REQUIRED WORK |
Locate the string "React" throughout the material and copy every line in which it occurs.

------------------------------------

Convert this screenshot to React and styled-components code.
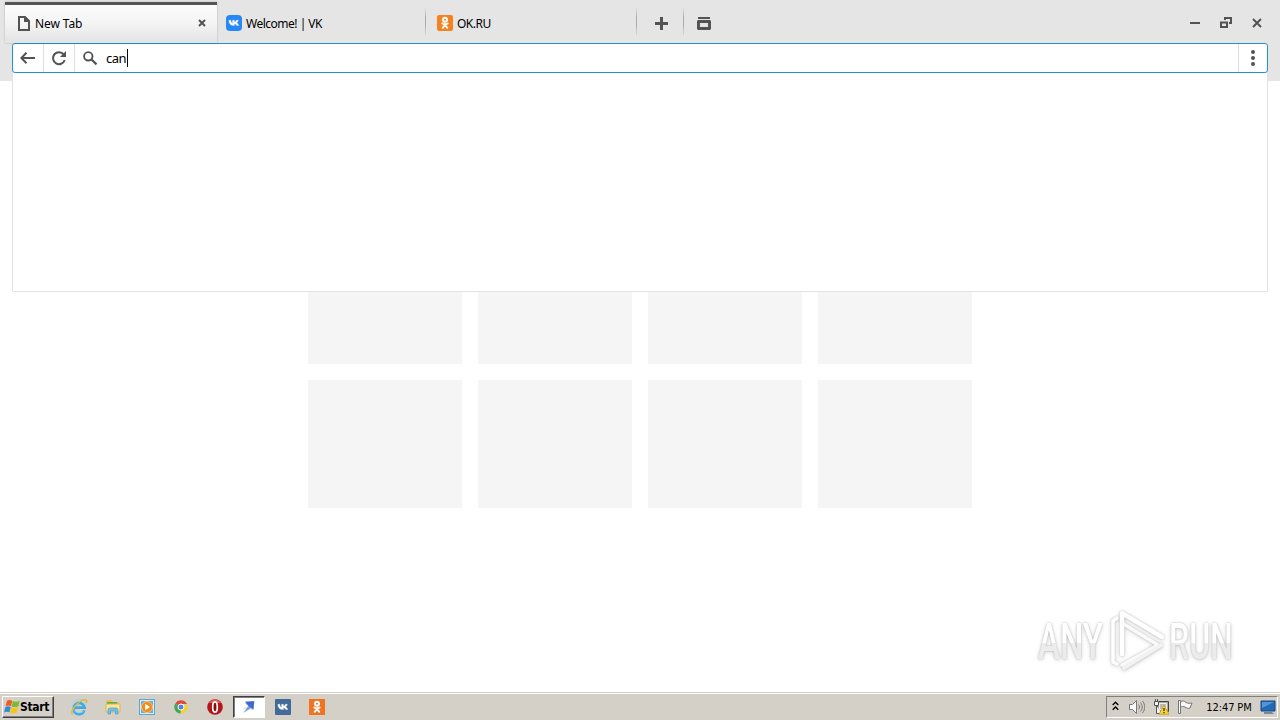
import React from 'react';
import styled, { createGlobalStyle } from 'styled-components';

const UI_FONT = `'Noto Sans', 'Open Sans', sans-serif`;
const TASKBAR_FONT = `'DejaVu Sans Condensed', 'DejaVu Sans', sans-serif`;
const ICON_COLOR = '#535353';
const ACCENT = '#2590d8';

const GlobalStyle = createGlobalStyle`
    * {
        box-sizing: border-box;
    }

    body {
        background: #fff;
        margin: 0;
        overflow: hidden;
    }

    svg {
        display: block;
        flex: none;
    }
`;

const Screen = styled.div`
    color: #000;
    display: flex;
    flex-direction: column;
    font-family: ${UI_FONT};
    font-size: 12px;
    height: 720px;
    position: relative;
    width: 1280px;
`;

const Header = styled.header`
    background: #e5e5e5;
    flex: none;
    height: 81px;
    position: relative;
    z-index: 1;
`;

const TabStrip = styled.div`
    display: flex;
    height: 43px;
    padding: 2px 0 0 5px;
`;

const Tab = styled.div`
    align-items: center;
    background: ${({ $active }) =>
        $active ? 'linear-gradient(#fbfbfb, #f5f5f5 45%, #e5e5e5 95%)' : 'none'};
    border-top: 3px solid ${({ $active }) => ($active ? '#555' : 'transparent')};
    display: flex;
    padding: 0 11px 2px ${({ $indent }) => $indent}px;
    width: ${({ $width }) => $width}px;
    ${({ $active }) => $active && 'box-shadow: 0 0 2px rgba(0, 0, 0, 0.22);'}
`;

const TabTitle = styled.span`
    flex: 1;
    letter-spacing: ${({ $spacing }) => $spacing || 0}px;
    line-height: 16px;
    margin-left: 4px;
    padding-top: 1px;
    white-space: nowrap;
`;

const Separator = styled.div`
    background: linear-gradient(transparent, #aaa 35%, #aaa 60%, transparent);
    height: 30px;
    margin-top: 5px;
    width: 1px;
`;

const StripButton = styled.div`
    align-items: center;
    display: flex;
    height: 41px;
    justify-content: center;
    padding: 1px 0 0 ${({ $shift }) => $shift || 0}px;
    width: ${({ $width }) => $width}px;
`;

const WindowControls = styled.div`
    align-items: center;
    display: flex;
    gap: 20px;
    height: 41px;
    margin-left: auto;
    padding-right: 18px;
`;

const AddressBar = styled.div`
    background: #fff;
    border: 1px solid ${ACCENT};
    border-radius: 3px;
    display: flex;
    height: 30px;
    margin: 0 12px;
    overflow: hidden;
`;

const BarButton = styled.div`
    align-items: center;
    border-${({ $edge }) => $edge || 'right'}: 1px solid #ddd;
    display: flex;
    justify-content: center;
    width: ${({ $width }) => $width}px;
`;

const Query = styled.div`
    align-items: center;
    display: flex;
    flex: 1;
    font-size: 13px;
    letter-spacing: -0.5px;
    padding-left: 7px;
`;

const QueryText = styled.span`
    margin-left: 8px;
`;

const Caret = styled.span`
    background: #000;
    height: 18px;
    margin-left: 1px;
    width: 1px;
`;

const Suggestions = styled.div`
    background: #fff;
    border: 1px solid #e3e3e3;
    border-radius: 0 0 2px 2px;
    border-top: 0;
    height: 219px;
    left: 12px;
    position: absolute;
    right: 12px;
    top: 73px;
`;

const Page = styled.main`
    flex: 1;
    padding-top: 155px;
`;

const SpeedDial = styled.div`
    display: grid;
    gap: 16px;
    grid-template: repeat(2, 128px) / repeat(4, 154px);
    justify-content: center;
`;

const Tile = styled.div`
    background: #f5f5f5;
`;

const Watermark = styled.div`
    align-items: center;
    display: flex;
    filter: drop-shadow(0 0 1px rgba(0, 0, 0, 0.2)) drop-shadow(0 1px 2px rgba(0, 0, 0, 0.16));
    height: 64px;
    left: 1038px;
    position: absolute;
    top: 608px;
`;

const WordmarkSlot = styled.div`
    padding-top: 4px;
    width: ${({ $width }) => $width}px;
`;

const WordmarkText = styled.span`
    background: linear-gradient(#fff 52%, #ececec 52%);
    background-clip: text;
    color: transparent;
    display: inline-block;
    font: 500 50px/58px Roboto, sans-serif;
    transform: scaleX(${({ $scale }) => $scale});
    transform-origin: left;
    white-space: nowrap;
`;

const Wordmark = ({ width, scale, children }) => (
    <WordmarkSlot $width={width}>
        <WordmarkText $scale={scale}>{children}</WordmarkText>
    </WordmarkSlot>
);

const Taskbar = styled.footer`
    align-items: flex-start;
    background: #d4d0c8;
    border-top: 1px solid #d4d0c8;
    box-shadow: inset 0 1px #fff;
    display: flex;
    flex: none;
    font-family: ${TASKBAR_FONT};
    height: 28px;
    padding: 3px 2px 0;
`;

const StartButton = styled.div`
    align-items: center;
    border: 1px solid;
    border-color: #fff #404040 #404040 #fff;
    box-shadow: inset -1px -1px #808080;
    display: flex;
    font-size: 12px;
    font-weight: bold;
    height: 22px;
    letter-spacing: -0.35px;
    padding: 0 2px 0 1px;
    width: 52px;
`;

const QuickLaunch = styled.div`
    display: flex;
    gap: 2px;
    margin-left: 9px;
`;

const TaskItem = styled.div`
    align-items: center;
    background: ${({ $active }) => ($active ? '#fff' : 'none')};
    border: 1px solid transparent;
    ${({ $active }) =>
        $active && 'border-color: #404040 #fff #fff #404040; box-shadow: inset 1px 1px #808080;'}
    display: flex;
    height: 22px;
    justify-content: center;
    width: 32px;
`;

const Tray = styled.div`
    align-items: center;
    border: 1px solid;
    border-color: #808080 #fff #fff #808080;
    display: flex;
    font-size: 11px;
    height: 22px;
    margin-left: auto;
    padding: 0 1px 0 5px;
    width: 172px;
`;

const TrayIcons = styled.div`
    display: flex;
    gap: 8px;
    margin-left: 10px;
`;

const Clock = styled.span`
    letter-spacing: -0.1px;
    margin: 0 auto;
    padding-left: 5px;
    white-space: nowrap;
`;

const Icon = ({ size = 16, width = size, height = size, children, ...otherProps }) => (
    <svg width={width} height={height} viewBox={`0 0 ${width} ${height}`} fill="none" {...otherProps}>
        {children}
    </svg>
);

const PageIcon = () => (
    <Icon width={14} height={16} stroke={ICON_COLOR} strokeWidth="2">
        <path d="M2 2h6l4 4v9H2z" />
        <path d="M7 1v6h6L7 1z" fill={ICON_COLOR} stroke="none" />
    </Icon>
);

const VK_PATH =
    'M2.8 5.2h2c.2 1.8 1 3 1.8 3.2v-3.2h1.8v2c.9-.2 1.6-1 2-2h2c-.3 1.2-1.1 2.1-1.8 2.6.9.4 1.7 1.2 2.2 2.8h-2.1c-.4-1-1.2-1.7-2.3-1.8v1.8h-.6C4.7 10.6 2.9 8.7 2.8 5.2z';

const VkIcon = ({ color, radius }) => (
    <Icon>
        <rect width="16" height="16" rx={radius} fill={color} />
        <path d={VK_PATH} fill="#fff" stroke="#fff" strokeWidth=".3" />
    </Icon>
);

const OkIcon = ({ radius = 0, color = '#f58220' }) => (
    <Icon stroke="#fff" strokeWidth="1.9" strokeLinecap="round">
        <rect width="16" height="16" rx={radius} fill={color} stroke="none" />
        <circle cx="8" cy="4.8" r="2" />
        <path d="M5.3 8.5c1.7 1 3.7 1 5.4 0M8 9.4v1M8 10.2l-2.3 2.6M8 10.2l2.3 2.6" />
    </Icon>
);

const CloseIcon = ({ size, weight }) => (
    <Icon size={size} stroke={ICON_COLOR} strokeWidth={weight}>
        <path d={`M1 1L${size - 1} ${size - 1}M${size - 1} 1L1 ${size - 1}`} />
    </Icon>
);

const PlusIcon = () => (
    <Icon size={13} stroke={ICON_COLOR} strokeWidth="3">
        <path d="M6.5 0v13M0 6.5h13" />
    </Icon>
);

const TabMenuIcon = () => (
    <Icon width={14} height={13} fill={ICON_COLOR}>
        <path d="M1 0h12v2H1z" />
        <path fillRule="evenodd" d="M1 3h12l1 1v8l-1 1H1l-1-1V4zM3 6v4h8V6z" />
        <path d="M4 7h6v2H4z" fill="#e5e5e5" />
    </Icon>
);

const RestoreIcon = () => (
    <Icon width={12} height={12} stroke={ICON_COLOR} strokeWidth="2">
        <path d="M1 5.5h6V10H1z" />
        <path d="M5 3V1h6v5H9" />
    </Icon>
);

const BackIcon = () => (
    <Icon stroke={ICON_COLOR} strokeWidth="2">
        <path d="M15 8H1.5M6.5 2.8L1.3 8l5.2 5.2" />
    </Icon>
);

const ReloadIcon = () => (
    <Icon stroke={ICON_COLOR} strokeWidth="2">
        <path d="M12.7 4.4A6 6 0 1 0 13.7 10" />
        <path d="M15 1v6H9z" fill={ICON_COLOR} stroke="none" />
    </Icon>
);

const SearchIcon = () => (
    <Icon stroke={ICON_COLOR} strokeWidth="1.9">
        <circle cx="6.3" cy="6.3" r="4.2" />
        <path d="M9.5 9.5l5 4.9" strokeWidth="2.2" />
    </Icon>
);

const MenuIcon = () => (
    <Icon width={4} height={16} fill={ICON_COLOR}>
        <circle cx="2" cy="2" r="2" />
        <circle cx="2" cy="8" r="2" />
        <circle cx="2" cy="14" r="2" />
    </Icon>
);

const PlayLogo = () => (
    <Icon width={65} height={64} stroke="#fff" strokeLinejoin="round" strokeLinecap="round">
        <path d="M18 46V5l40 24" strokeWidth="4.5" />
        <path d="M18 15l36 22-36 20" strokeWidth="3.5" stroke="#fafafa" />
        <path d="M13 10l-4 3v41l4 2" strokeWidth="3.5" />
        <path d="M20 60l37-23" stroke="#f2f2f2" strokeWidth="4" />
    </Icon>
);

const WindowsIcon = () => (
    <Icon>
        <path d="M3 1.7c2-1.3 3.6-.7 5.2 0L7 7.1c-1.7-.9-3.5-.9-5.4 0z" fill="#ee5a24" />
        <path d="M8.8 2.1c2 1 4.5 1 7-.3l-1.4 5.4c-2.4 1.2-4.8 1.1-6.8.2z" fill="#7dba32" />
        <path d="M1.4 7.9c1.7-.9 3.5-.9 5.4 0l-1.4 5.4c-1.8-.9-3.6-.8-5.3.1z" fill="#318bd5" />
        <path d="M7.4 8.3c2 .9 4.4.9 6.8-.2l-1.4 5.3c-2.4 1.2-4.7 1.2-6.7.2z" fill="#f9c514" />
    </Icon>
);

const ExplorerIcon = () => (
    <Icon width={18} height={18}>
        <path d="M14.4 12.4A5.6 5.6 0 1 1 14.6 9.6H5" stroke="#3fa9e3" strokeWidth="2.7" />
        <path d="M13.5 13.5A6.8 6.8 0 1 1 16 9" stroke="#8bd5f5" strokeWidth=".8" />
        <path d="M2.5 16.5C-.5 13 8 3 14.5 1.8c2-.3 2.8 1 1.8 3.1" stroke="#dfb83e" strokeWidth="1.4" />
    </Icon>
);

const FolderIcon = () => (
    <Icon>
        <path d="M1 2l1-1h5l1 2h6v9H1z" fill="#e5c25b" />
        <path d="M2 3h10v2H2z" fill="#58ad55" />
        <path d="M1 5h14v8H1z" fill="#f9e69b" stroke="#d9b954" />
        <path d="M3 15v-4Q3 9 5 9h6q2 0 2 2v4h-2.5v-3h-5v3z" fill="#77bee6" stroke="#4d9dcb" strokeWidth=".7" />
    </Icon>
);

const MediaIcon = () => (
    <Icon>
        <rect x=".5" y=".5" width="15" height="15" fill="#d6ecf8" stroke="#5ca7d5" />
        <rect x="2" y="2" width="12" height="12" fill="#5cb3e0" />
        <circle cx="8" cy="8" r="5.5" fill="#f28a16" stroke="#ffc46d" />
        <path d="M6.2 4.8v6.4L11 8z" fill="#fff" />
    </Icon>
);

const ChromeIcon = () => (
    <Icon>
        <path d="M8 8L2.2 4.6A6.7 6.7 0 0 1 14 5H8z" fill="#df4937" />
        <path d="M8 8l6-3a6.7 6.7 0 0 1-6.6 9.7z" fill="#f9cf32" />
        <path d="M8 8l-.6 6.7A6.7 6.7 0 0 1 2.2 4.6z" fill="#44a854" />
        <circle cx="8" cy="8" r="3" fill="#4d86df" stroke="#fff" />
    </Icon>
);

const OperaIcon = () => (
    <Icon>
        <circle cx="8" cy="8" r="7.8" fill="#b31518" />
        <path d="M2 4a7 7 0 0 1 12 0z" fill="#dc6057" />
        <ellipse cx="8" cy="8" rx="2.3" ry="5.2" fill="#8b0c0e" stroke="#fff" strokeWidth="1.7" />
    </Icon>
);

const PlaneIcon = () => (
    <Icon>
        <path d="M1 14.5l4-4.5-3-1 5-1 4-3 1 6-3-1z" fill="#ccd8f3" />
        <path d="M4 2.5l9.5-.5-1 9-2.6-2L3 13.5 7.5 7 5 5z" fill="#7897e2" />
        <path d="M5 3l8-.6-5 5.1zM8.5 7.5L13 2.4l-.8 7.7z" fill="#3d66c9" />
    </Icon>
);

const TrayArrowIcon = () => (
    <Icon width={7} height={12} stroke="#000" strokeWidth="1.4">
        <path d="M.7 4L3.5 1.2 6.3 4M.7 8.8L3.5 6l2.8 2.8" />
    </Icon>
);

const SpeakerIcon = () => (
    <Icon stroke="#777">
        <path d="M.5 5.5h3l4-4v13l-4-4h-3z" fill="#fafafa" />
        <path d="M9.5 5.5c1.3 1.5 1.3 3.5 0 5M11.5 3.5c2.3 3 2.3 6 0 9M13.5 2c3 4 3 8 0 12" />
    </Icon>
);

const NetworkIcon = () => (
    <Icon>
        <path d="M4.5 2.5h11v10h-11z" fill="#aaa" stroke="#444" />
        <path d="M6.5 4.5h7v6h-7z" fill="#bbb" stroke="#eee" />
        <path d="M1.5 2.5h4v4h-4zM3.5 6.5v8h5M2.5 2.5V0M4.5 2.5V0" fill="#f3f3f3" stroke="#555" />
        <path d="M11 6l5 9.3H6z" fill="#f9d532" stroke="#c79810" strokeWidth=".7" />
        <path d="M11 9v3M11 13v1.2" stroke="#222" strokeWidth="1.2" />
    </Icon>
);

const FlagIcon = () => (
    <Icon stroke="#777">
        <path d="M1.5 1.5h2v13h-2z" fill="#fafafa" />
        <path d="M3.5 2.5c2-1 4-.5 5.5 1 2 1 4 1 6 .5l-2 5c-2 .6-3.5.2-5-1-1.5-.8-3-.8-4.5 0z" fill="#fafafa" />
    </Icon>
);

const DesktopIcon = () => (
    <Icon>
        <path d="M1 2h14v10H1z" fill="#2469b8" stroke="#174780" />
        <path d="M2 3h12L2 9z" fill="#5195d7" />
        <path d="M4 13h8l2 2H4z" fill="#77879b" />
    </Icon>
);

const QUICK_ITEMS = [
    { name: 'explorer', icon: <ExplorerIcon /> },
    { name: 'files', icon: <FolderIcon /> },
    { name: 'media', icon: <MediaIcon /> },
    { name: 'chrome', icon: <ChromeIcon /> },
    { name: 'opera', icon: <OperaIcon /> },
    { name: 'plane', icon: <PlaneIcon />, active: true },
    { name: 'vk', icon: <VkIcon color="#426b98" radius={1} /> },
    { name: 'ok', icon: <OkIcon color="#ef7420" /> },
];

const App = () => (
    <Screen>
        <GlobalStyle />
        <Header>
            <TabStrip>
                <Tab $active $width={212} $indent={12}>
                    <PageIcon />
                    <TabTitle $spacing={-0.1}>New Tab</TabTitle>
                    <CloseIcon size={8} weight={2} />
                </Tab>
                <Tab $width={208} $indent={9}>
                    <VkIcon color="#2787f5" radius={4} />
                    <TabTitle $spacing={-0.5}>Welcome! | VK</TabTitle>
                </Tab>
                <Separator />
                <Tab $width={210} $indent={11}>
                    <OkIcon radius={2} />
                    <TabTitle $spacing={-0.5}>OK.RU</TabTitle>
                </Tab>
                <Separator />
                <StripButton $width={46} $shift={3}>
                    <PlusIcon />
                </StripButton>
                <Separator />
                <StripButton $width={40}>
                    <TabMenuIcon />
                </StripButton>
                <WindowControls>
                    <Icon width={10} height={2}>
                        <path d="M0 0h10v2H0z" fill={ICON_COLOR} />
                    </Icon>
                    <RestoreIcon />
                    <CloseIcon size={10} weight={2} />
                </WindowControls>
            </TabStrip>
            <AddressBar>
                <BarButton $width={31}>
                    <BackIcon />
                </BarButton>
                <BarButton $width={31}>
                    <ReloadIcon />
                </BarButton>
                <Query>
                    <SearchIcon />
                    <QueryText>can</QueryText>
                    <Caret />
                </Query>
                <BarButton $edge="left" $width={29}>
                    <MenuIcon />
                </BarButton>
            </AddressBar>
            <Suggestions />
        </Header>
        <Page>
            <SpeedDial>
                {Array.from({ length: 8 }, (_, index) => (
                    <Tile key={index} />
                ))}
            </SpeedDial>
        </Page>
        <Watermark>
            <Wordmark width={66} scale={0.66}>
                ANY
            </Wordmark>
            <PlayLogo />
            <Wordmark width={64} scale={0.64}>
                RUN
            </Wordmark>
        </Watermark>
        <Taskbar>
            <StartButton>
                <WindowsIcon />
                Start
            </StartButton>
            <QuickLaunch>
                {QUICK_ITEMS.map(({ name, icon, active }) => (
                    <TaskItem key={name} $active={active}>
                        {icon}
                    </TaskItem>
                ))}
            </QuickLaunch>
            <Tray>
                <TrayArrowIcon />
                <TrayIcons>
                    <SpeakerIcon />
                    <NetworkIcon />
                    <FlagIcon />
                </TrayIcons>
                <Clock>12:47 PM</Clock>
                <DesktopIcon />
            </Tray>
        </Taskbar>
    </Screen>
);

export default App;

------------------------------------

THE COMPLETED TASK |
Convert this screenshot to React and styled-components code.
import React from 'react';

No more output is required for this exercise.